* **DATA FOR THE TASK**:
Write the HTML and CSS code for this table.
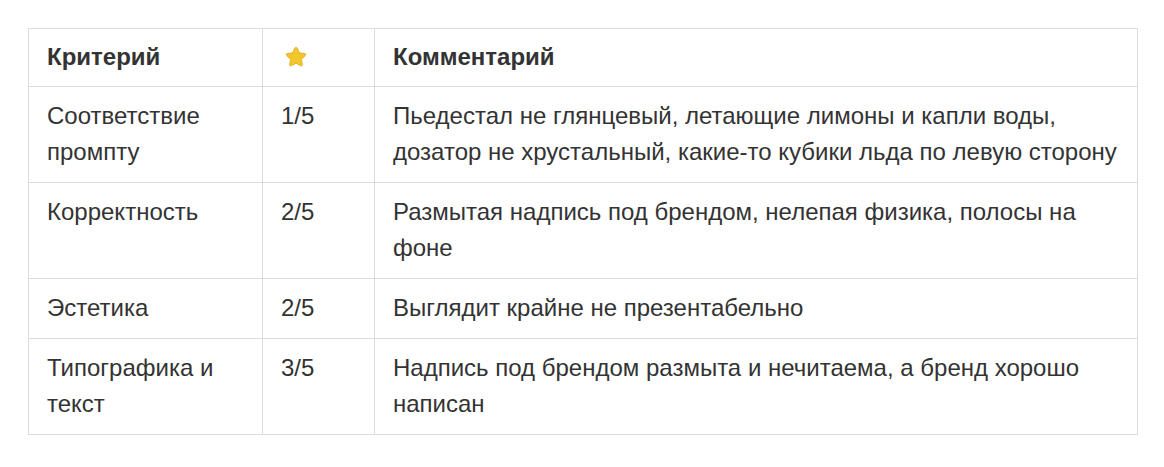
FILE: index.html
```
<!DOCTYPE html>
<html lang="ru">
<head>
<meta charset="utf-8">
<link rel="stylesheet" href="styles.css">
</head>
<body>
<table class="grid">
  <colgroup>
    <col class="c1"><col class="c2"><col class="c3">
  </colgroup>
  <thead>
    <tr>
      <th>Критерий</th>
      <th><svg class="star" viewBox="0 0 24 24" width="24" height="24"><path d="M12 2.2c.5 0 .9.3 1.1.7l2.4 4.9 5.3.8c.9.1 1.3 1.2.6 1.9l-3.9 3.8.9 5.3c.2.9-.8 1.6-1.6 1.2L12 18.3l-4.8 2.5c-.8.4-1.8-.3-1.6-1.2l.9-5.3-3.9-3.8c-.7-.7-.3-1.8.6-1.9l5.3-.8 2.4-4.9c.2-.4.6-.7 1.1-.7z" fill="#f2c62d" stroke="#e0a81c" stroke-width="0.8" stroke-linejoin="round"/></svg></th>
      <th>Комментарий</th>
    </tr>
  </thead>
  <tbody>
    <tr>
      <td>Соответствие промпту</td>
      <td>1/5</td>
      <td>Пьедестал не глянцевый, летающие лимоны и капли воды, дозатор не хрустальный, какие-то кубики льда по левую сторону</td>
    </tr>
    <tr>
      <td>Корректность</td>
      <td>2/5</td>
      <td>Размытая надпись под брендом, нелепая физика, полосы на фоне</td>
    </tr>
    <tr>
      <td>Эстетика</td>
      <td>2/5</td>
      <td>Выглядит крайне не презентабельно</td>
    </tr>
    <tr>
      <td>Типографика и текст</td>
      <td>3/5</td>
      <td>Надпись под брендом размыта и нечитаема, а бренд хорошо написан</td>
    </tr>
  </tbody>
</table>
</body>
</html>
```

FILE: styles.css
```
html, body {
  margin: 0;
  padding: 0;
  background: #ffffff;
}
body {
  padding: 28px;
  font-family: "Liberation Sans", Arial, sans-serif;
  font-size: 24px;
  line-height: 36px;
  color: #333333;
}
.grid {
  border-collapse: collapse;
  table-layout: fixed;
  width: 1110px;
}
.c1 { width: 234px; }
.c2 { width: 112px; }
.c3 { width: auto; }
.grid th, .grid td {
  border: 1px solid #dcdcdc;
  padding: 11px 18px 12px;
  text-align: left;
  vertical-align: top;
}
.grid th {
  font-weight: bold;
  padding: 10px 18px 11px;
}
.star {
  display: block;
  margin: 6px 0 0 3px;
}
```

--

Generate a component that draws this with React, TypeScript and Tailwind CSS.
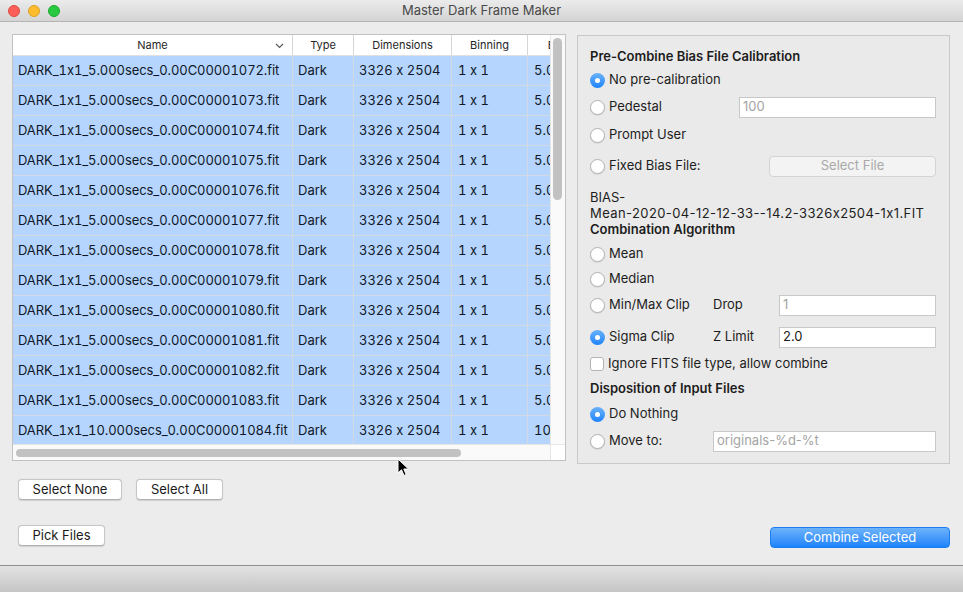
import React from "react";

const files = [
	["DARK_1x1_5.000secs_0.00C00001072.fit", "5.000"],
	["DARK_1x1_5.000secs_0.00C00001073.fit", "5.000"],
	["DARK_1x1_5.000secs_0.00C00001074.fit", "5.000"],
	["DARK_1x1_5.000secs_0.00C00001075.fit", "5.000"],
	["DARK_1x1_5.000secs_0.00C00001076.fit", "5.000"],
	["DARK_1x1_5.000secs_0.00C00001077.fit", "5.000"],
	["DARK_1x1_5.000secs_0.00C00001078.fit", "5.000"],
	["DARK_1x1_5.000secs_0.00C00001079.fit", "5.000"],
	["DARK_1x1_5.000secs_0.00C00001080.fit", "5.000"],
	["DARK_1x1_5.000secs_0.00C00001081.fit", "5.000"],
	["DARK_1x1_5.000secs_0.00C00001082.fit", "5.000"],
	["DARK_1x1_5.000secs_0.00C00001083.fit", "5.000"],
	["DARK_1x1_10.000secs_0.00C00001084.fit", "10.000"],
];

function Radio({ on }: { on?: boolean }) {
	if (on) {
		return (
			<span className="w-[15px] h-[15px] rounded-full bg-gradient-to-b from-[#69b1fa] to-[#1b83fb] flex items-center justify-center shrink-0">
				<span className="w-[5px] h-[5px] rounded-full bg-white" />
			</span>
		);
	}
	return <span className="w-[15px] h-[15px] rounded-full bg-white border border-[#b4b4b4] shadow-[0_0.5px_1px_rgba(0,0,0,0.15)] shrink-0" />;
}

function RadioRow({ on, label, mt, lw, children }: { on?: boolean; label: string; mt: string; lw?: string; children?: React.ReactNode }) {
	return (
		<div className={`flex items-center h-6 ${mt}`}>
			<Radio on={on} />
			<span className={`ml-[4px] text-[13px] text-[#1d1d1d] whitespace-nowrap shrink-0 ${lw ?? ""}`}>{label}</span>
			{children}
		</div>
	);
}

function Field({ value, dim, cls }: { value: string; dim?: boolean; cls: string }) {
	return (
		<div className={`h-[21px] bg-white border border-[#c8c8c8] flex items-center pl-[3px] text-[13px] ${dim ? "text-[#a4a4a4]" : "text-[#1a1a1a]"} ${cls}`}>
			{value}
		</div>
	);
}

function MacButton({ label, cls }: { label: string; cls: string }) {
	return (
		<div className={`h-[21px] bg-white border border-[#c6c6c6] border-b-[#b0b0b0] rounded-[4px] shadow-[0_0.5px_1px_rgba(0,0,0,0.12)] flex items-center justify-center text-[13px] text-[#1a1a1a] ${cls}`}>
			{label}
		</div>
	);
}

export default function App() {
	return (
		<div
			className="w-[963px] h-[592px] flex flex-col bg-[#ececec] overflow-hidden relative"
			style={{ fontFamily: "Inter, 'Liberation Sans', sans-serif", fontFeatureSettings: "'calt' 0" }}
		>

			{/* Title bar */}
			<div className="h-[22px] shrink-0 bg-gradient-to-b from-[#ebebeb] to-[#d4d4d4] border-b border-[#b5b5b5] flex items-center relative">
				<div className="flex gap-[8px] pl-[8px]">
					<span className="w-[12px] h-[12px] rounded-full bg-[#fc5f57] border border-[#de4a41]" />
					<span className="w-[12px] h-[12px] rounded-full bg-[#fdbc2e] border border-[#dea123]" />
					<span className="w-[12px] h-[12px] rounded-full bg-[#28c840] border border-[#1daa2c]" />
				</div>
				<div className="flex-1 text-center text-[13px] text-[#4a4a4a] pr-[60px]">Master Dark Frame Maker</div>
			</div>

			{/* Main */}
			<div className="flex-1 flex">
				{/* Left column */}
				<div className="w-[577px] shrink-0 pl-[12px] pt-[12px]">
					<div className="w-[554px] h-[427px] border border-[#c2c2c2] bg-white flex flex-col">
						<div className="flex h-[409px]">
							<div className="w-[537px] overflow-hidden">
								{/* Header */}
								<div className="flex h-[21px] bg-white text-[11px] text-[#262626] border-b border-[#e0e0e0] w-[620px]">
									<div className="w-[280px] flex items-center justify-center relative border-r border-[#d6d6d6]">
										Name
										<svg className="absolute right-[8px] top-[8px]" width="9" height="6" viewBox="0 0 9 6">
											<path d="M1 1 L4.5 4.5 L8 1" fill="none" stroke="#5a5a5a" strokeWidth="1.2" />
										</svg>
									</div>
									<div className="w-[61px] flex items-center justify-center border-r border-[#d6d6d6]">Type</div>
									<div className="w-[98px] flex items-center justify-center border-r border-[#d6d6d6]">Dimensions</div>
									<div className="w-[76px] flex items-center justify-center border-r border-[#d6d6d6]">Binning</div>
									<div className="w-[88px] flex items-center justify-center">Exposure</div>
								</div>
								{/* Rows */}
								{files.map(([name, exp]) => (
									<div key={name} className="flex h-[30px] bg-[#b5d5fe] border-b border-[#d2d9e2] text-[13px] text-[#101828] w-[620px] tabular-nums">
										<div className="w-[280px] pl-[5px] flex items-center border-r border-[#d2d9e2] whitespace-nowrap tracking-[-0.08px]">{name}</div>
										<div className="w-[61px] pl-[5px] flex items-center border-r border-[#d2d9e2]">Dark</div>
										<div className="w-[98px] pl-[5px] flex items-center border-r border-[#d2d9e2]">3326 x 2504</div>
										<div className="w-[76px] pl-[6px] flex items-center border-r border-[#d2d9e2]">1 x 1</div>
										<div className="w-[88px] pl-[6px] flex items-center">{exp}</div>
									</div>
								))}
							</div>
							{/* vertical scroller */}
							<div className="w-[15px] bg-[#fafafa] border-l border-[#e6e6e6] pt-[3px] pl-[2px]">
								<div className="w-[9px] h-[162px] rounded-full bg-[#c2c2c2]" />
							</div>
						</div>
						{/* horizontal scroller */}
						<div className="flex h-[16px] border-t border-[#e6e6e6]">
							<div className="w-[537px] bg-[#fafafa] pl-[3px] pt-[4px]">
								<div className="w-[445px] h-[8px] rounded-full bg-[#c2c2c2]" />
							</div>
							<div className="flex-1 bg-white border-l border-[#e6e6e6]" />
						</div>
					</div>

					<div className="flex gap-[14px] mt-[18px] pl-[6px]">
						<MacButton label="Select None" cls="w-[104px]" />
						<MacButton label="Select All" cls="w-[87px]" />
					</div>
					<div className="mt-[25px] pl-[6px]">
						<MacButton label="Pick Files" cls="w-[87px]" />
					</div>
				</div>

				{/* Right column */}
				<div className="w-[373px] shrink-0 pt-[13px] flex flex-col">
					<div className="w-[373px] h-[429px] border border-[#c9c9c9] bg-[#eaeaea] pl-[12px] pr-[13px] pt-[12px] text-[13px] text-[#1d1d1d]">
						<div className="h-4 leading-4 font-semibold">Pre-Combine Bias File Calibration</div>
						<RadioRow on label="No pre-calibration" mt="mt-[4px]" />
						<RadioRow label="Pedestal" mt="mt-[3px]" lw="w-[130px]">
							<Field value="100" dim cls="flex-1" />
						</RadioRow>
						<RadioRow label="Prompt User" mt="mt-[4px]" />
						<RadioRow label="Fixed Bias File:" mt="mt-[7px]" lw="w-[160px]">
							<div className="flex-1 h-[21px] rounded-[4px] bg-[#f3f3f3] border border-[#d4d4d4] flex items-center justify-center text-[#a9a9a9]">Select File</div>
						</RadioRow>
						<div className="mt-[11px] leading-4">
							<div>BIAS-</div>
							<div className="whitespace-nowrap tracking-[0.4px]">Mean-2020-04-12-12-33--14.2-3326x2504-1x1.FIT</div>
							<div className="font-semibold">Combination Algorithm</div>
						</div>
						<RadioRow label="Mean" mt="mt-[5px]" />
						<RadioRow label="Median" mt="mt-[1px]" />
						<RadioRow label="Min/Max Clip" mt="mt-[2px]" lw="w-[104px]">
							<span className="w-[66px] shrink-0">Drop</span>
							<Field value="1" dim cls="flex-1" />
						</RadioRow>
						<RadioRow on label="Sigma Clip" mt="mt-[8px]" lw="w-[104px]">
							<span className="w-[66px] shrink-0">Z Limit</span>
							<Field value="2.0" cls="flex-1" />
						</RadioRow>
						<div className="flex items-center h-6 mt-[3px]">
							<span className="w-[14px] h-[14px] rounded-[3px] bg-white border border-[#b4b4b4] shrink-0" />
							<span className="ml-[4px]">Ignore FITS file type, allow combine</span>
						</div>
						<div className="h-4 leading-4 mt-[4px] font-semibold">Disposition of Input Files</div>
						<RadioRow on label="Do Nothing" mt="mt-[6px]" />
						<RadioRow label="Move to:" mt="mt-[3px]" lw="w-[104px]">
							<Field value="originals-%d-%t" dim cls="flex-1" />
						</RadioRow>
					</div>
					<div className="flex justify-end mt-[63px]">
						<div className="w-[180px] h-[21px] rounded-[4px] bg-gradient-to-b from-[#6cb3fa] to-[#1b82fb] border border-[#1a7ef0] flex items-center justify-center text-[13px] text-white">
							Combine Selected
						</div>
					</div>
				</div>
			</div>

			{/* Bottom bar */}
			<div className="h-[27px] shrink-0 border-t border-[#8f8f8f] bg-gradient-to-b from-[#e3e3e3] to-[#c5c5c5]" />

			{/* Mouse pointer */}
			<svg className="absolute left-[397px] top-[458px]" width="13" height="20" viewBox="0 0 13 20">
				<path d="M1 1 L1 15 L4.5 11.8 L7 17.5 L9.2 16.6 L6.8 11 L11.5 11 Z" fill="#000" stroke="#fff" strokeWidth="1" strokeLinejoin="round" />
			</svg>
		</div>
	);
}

* **YOUR GOAL**: The lines you need run from the one containing "Generate a component" down to the one containing "import React from"; print them exactly, both ends included, and leave out pictures.

* **FULL RESPONSE**:
Generate a component that draws this with React, TypeScript and Tailwind CSS.
import React from "react";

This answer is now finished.